COLEÇÕES
Abgail

Passei a minha infância, quase que compulsivamente, colecionando objetos que poderiam não ter menor valor para outros mortais, mas que pra mim eram tesouros com valores inexplicáveis.

Comecei com pedrinhas diferentes, redondas, pontudas, amarelas, pretas, tive uma bela coleção de pedras, o espaço já ia ficando pequeno e a medida que eu crescia, fui me divorciando aos poucos desta coleção, que nem mesmo eu sei se presenteei alguém ou caiu no esquecimento da minha idade adulta, esquecidas em algum canto de algumas das tantas casas em que vivi. 

Passei por chaveiros, caixas de fósforos, isqueiros, moedas antigas, selos raros, álbuns de figurinhas, postais e uma infinidade de outras tralhas das quais eu me desapaixonava com certa rapidez e já logo em seguida começava uma nova coleção.

Não consigo mesmo com todo o esforço de minha agora já cansada memória, estabelecer aqui comigo, onde foram parar estes tantos objetos.
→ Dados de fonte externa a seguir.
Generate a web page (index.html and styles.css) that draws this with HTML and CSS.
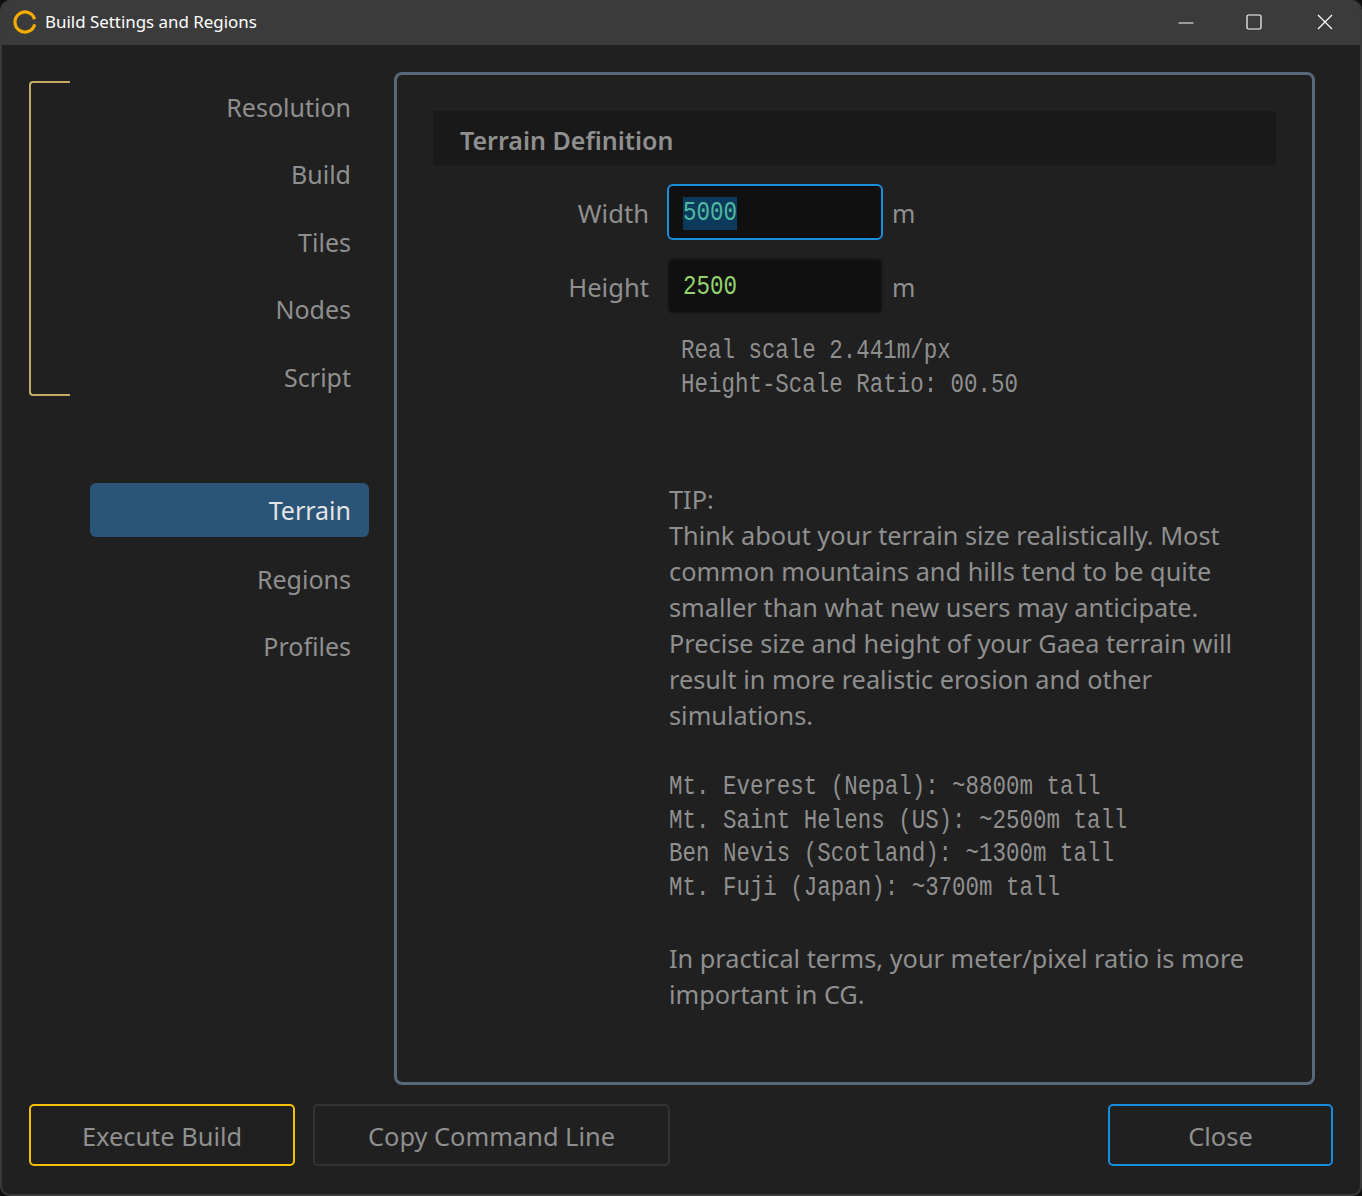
FILE: index.html
```html
<!DOCTYPE html>
<html lang="en">
<head>
    <meta charset="UTF-8">
    <meta name="viewport" content="width=device-width, initial-scale=1.0">
    <title>Build Settings and Regions</title>
    <link rel="stylesheet" href="styles.css">
</head>
<body>
    <div class="window">
        <!-- Title bar -->
        <div class="titlebar">
            <svg class="app-icon" width="24" height="24" viewBox="0 0 24 24">
                <path d="M21.7 14.4A10 10 0 1 1 21.6 9.3" fill="none" stroke="#f5ad00" stroke-width="3.2"/>
            </svg>
            <span class="title">Build Settings and Regions</span>
            <div class="controls">
                <svg class="ctl-min" width="16" height="16" viewBox="0 0 16 16"><path d="M0.5 8H15.5" stroke="#fff" fill="none"/></svg>
                <svg class="ctl-max" width="16" height="16" viewBox="0 0 16 16"><rect x="1" y="1" width="14" height="14" rx="1.5" stroke="#fff" stroke-width="1.2" fill="none"/></svg>
                <svg class="ctl-close" width="16" height="16" viewBox="0 0 16 16"><path d="M1 1L15 15M15 1L1 15" stroke="#fff" stroke-width="1.2" fill="none"/></svg>
            </div>
        </div>

        <div class="content">
            <!-- Sidebar -->
            <div class="sidebar">
                <div class="nav-group">
                    <div class="bracket"></div>
                    <div class="nav-list">
                        <div class="nav-item">Resolution</div>
                        <div class="nav-item">Build</div>
                        <div class="nav-item">Tiles</div>
                        <div class="nav-item">Nodes</div>
                        <div class="nav-item">Script</div>
                    </div>
                </div>
                <div class="nav-list nav-lower">
                    <div class="nav-item active">Terrain</div>
                    <div class="nav-item">Regions</div>
                    <div class="nav-item">Profiles</div>
                </div>
            </div>

            <!-- Terrain panel -->
            <div class="panel">
                <div class="panel-header">Terrain Definition</div>

                <div class="field">
                    <label class="field-label">Width</label>
                    <div class="field-input focused"><span class="mono-text selected">5000</span></div>
                    <span class="unit">m</span>
                </div>
                <div class="field">
                    <label class="field-label">Height</label>
                    <div class="field-input"><span class="mono-text">2500</span></div>
                    <span class="unit">m</span>
                </div>

                <div class="scale-info mono">
                    <div class="mono-text">Real scale 2.441m/px</div>
                    <div class="mono-text">Height-Scale Ratio: 00.50</div>
                </div>

                <div class="tip">
                    <p>TIP:<br>Think about your terrain size realistically. Most<br>common mountains and hills tend to be quite<br>smaller than what new users may anticipate.<br>Precise size and height of your Gaea terrain will<br>result in more realistic erosion and other<br>simulations.</p>
                    <div class="mono examples">
                        <div class="mono-text">Mt. Everest (Nepal): ~8800m tall</div>
                        <div class="mono-text">Mt. Saint Helens (US): ~2500m tall</div>
                        <div class="mono-text">Ben Nevis (Scotland): ~1300m tall</div>
                        <div class="mono-text">Mt. Fuji (Japan): ~3700m tall</div>
                    </div>
                    <p>In practical terms, your meter/pixel ratio is more<br>important in CG.</p>
                </div>
            </div>
        </div>

        <!-- Bottom buttons -->
        <div class="footer">
            <button class="btn btn-build">Execute Build</button>
            <button class="btn btn-copy">Copy Command Line</button>
            <button class="btn btn-close">Close</button>
        </div>
    </div>
</body>
</html>
```

FILE: styles.css
```css
/* Basic Styles */
html, body {
    margin: 0;
    padding: 0;
    background-color: #101010;
}

body {
    font-family: "Noto Sans", "Open Sans", sans-serif;
    font-size: 25px;
    color: #8f8f8f;
}

.window {
    width: 1362px;
    height: 1196px;
    box-sizing: border-box;
    background-color: #202020;
    border: 2px solid #3a3a3a;
    border-top: none;
    border-radius: 10px;
    display: flex;
    flex-direction: column;
    overflow: hidden;
}

/* Title bar */
.titlebar {
    height: 45px;
    flex: none;
    background-color: #3b3b3b;
    display: flex;
    align-items: center;
    padding-left: 11px;
}

.app-icon {
    margin-right: 8px;
    margin-top: -2px;
}

.title {
    color: #fff;
    font-size: 16.9px;
    margin-top: -2px;
}

.controls {
    margin-left: auto;
    margin-right: 27px;
    display: flex;
}

.ctl-max {
    margin-left: 52px;
    margin-top: -1px;
}

.ctl-close {
    margin-left: 55px;
    margin-top: -1px;
}

/* Main area */
.content {
    flex: none;
    display: flex;
    height: 1040px;
    padding-top: 27px;
    box-sizing: border-box;
}

.sidebar {
    width: 392px;
    flex: none;
    padding-left: 27px;
    box-sizing: border-box;
}

.nav-group {
    display: flex;
    margin-top: 8.75px;
}

.bracket {
    width: 39px;
    height: 311px;
    border: 2px solid #c4a962;
    border-right: none;
    border-radius: 4px 0 0 4px;
}

.nav-list {
    width: 279px;
    margin-left: 20px;
    display: flex;
    flex-direction: column;
    gap: 13.5px;
}

.nav-lower {
    margin-left: 61px;
    margin-top: 78.25px;
}

.nav-item {
    height: 54px;
    line-height: 52px;
    padding-right: 18px;
    text-align: right;
    border-radius: 6px;
}

.nav-lower .nav-item {
    line-height: 56px;
}

.nav-lower .nav-item.active {
    background-color: #2a5478;
    color: #e4e4e4;
    line-height: 54px;
}

/* Panel */
.panel {
    width: 921px;
    height: 1013px;
    box-sizing: border-box;
    border: 3px solid #56697a;
    border-radius: 8px;
    padding: 36px;
}

.panel-header {
    height: 54px;
    line-height: 58px;
    background-color: #191919;
    padding-left: 27px;
    font-weight: 600;
    margin-bottom: 19px;
}

.field {
    display: flex;
    align-items: center;
    height: 56px;
    margin-bottom: 18px;
}

.field-label {
    width: 216px;
    text-align: right;
    margin-right: 18px;
    padding-top: 2px;
    font-size: 25.6px;
}

.field-input {
    width: 216px;
    height: 56px;
    box-sizing: border-box;
    background-color: #101010;
    border: 2px solid #191919;
    border-radius: 6px;
    padding-left: 14px;
    font-family: "Liberation Mono", monospace;
    font-size: 27px;
    line-height: 54px;
    color: #93d36d;
}

.field-input.focused {
    border-color: #1a8fe0;
    color: #50b8a0;
}

.selected {
    background-color: #0b3a5c;
    line-height: 33px;
}

.unit {
    margin-left: 9px;
    padding-top: 2px;
}

/* The monospace text in the reference is tall and narrow */
.mono {
    font-family: "Liberation Mono", monospace;
    font-size: 27px;
}

.mono-text {
    display: inline-block;
    white-space: pre;
    transform: scaleX(0.832);
    transform-origin: left center;
}

.mono .mono-text {
    display: block;
}

.scale-info {
    margin-left: 248px;
    margin-top: 20px;
    line-height: 34px;
}

.tip {
    margin-left: 236px;
    margin-top: 79px;
    font-size: 25.3px;
    line-height: 36px;
}

.tip p {
    margin: 0;
}

.examples {
    line-height: 33.7px;
    margin: 38px 0 34px;
}

/* Footer buttons */
.footer {
    flex: none;
    display: flex;
    padding-left: 27px;
    padding-right: 27px;
    padding-top: 19px;
}

.btn {
    height: 62px;
    background-color: transparent;
    border: 2px solid #333;
    border-radius: 5px;
    color: #8f8f8f;
    font-family: "Noto Sans", "Open Sans", sans-serif;
    font-size: 25.4px;
    padding-top: 2px;
}

.btn-build {
    width: 266px;
    border-color: #f5c000;
    margin-right: 18px;
}

.btn-copy {
    width: 357px;
}

.btn-close {
    width: 225px;
    margin-left: auto;
    border-color: #168ce0;
}
```
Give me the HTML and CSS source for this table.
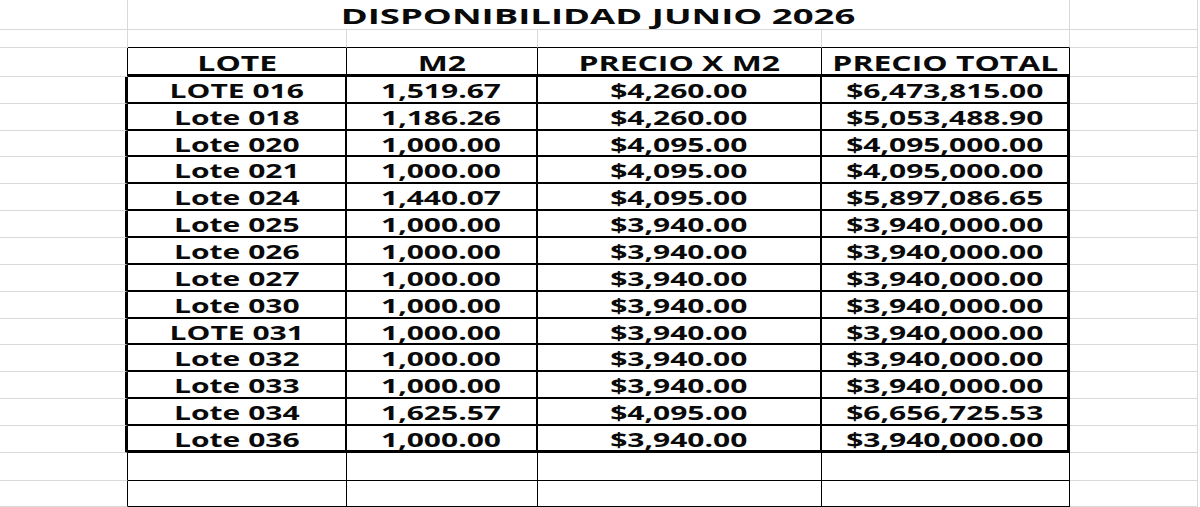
FILE: index.html
```html
<!DOCTYPE html>
<html lang="es">
<head>
<meta charset="utf-8">
<title>Disponibilidad Junio 2026</title>
<link rel="stylesheet" href="styles.css">
</head>
<body>
<div class="sheet">
  <div class="c"></div><div class="c title"><span class="t">DISPONIBILIDAD JUNIO 2026</span></div><div class="c"></div>

  <div class="c"></div><div class="c top"></div><div class="c top"></div><div class="c top"></div><div class="c top"></div><div class="c"></div>

  <div class="c edge-h"></div><div class="c hd"><span class="t">LOTE</span></div><div class="c hd"><span class="t">M2</span></div><div class="c hd"><span class="t">PRECIO X M2</span></div><div class="c hd"><span class="t">PRECIO TOTAL</span></div><div class="c"></div>

  <div class="c edge-d"></div><div class="c dt"><span class="t">LOTE 016</span></div><div class="c dt"><span class="t">1,519.67</span></div><div class="c dt"><span class="t">$4,260.00</span></div><div class="c dt lc"><span class="t">$6,473,815.00</span></div><div class="c"></div>
  <div class="c edge-d"></div><div class="c dt"><span class="t">Lote 018</span></div><div class="c dt"><span class="t">1,186.26</span></div><div class="c dt"><span class="t">$4,260.00</span></div><div class="c dt lc"><span class="t">$5,053,488.90</span></div><div class="c"></div>
  <div class="c edge-d"></div><div class="c dt"><span class="t">Lote 020</span></div><div class="c dt"><span class="t">1,000.00</span></div><div class="c dt"><span class="t">$4,095.00</span></div><div class="c dt lc"><span class="t">$4,095,000.00</span></div><div class="c"></div>
  <div class="c edge-d"></div><div class="c dt"><span class="t">Lote 021</span></div><div class="c dt"><span class="t">1,000.00</span></div><div class="c dt"><span class="t">$4,095.00</span></div><div class="c dt lc"><span class="t">$4,095,000.00</span></div><div class="c"></div>
  <div class="c edge-d"></div><div class="c dt"><span class="t">Lote 024</span></div><div class="c dt"><span class="t">1,440.07</span></div><div class="c dt"><span class="t">$4,095.00</span></div><div class="c dt lc"><span class="t">$5,897,086.65</span></div><div class="c"></div>
  <div class="c edge-d"></div><div class="c dt"><span class="t">Lote 025</span></div><div class="c dt"><span class="t">1,000.00</span></div><div class="c dt"><span class="t">$3,940.00</span></div><div class="c dt lc"><span class="t">$3,940,000.00</span></div><div class="c"></div>
  <div class="c edge-d"></div><div class="c dt"><span class="t">Lote 026</span></div><div class="c dt"><span class="t">1,000.00</span></div><div class="c dt"><span class="t">$3,940.00</span></div><div class="c dt lc"><span class="t">$3,940,000.00</span></div><div class="c"></div>
  <div class="c edge-d"></div><div class="c dt"><span class="t">Lote 027</span></div><div class="c dt"><span class="t">1,000.00</span></div><div class="c dt"><span class="t">$3,940.00</span></div><div class="c dt lc"><span class="t">$3,940,000.00</span></div><div class="c"></div>
  <div class="c edge-d"></div><div class="c dt"><span class="t">Lote 030</span></div><div class="c dt"><span class="t">1,000.00</span></div><div class="c dt"><span class="t">$3,940.00</span></div><div class="c dt lc"><span class="t">$3,940,000.00</span></div><div class="c"></div>
  <div class="c edge-d"></div><div class="c dt"><span class="t">LOTE 031</span></div><div class="c dt"><span class="t">1,000.00</span></div><div class="c dt"><span class="t">$3,940.00</span></div><div class="c dt lc"><span class="t">$3,940,000.00</span></div><div class="c"></div>
  <div class="c edge-d"></div><div class="c dt"><span class="t">Lote 032</span></div><div class="c dt"><span class="t">1,000.00</span></div><div class="c dt"><span class="t">$3,940.00</span></div><div class="c dt lc"><span class="t">$3,940,000.00</span></div><div class="c"></div>
  <div class="c edge-d"></div><div class="c dt"><span class="t">Lote 033</span></div><div class="c dt"><span class="t">1,000.00</span></div><div class="c dt"><span class="t">$3,940.00</span></div><div class="c dt lc"><span class="t">$3,940,000.00</span></div><div class="c"></div>
  <div class="c edge-d"></div><div class="c dt"><span class="t">Lote 034</span></div><div class="c dt"><span class="t">1,625.57</span></div><div class="c dt"><span class="t">$4,095.00</span></div><div class="c dt lc"><span class="t">$6,656,725.53</span></div><div class="c"></div>
  <div class="c edge-d"></div><div class="c dt lr"><span class="t">Lote 036</span></div><div class="c dt lr"><span class="t">1,000.00</span></div><div class="c dt lr"><span class="t">$3,940.00</span></div><div class="c dt lr lc"><span class="t">$3,940,000.00</span></div><div class="c"></div>

  <div class="c edge-b"></div><div class="c bl"></div><div class="c bl"></div><div class="c bl"></div><div class="c bl"></div><div class="c"></div>
  <div class="c edge-b"></div><div class="c bl"></div><div class="c bl"></div><div class="c bl"></div><div class="c bl"></div><div class="c"></div>
</div>
</body>
</html>
```
FILE: styles.css
```css
html, body {
  margin: 0;
  padding: 0;
  background: #ffffff;
}

body {
  font-family: "Open Sans", "Liberation Sans", sans-serif;
  color: #0a0a0a;
}

.sheet {
  display: grid;
  grid-template-columns: 128px 219px 191px 284px 248px 128px;
  grid-template-rows: 30px 18px 29px 27px 27px 26px 27px 27px 27px 27px 27px 27px 26px 27px 27px 27px 27px 28px 26px;
  width: 1200px;
  height: 507px;
  overflow: hidden;
}

.c {
  box-sizing: border-box;
  border-right: 1px solid #d9d9d9;
  border-bottom: 1px solid #d9d9d9;
  display: flex;
  align-items: center;
  justify-content: center;
  font-weight: 700;
  white-space: nowrap;
  overflow: visible;
}

.t {
  display: inline-block;
  transform: scaleX(1.5);
}

.title {
  grid-column: 2 / 6;
  font-size: 22px;
}

.title .t {
  transform: scaleX(1.66);
}

.top {
  border-bottom-color: #000;
}

.hd {
  font-size: 21px;
  border-right: 1px solid #000;
  border-bottom: 3px solid #000;
  padding-top: 4px;
}

.hd .t {
  transform: scaleX(1.52);
}

.edge-h {
  border-right: 1px solid #000;
}

.edge-d {
  border-right: 3px solid #000;
}

.edge-b {
  border-right: 1px solid #000;
}

.dt {
  font-size: 20px;
  border-right: 2px solid #000;
  border-bottom: 2px solid #000;
  padding-top: 2px;
}

.dt.lc {
  border-right-width: 3px;
}

.dt.lr {
  border-bottom-width: 3px;
}

.bl {
  border-right: 1px solid #000;
  border-bottom: 1px solid #000;
}
```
Foram passagens, foram momentos e contam por si o que vivia meu coração quando relacionado a cada coleção que fazia, coleções de momentos de dores, coleções em momentos de amores, coleções plenas de alegrias, coleções pesadas e soturnas. Dividia com elas alguns de meus mais íntimos segredos, fazia-as uma espécie de família, e sempre havia um novo membro, até que, sem maiores explicações, simplesmente as abandonavas em alguma gaveta até a luz da idéia de juntar quantidades de um novo objeto.

Estranho, mesmo vivendo por vezes intensas paixões por essas coisinhas, com o tempo conseguia as abandonar sem o menor pesar e sentimentos de culpa, afinal, eram só coisas inanimadas, apenas coisas.

Penso comigo se já não tratei ou fui tratado nas minhas relações humanas, como tratava as minhas "coisas", houve enjôo? enjoei alguém? Houve abandono? Fui abandonado? Dentro do universo de pessoas com que mantive relações em todos os níveis e graus, repenso aqui se o outro é coisa que se pode deixar de lado, se gente pode ser substituída por outras gentes, sem que se deixe uma lacuna, por vezes impreenchível, em corações mal avisados.

Já me senti assim, como se houvesse aumentado da noite para o dia o espaço dentro de mim, e remeto-me a uma auto-crítica com base na forma com que me desfiz de minhas, por hora, tão amadas coleções, não é lá muito humano delegar às pessoas a solidão das coisas.

Me desculpem pedrinhas, mil perdões chaveiros, lamento muito moedas, selos, figurinhas, etc... etc.